In particolare, i giudici di legittimità fondano la propria decisione:
su un’interpretazione sistematica del citato articolo 17. Il primo comma prescrive che l’imposta dovuta per la registrazione dei contratti di locazione e di affitto di immobili è liquidata dalle parti contraenti e assolta entro venti giorni (la fattispecie è antecedente all’entrata in vigore dell’articolo 68 della legge 342/2000, che ha elevato il termine da venti a trenta giorni), mediante versamento del relativo importo presso uno dei soggetti incaricati della riscossione. Proprio dal tenore della disposizione emerge che la liquidazione dell’imposta va ragguagliata all’importo complessivo riportato nel contratto, a prescindere dalla circostanza che si sia verificato o meno, nei venti giorni successivi alla stipula del contratto stesso, l’evento dedotto in condizione. Ciò in quanto l’imposta di registro colpisce l’atto ed è dovuta anche se questo è nullo o annullabile
sulle caratteristiche dell’imposta di registro che è una “tassa d’atto” (Cassazione, sentenza 24252/2011) e non di trasferimento. E ciò non solo per ragioni storiche, ma soprattutto perché se l’ufficio dovesse compiere per ogni atto un accertamento diretto ad acclararne l’effettiva produzione di effetti, il costo del tributo ne supererebbe di gran lunga il gettito, vanificandone la ragion d’essere
sulla disciplina generale del tributo, secondo cui l’evento della risoluzione è previsto dall’articolo 28 del Dpr 131/1986 “come ulteriore scaturigine di atti tassabili, in coerenza con la natura dell’imposta” (Cassazione, n. 21792/2012).

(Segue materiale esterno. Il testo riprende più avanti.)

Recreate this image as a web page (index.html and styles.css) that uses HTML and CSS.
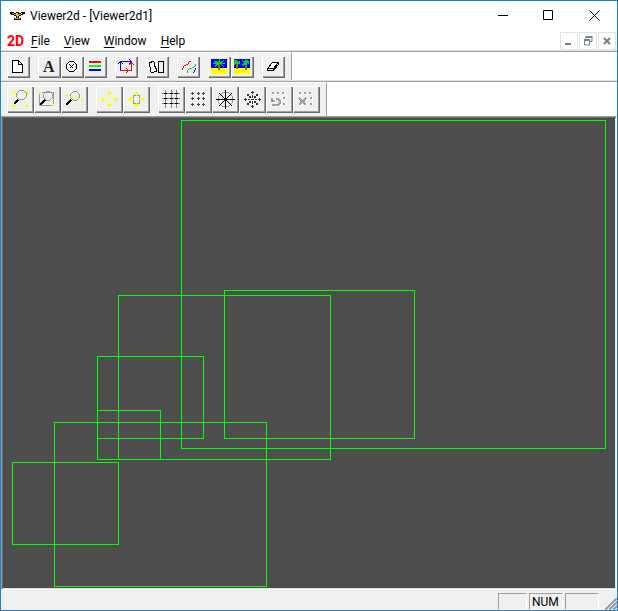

Del resto, la pronuncia è in linea con i principi elaborati dalla Corte in materia d’imposta di registro: quale imposta d’atto, va applicata per la potenzialità ed efficacia strumentale del negozio a produrre gli effetti che, secondo la legge, comportano il pagamento del tributo, a prescindere dalle successive vicende dell’atto tassato e dall’indagine sul rilievo pratico e sulla concreta attuazione delle sue clausole (Cassazione, sentenza n. 7370/2002).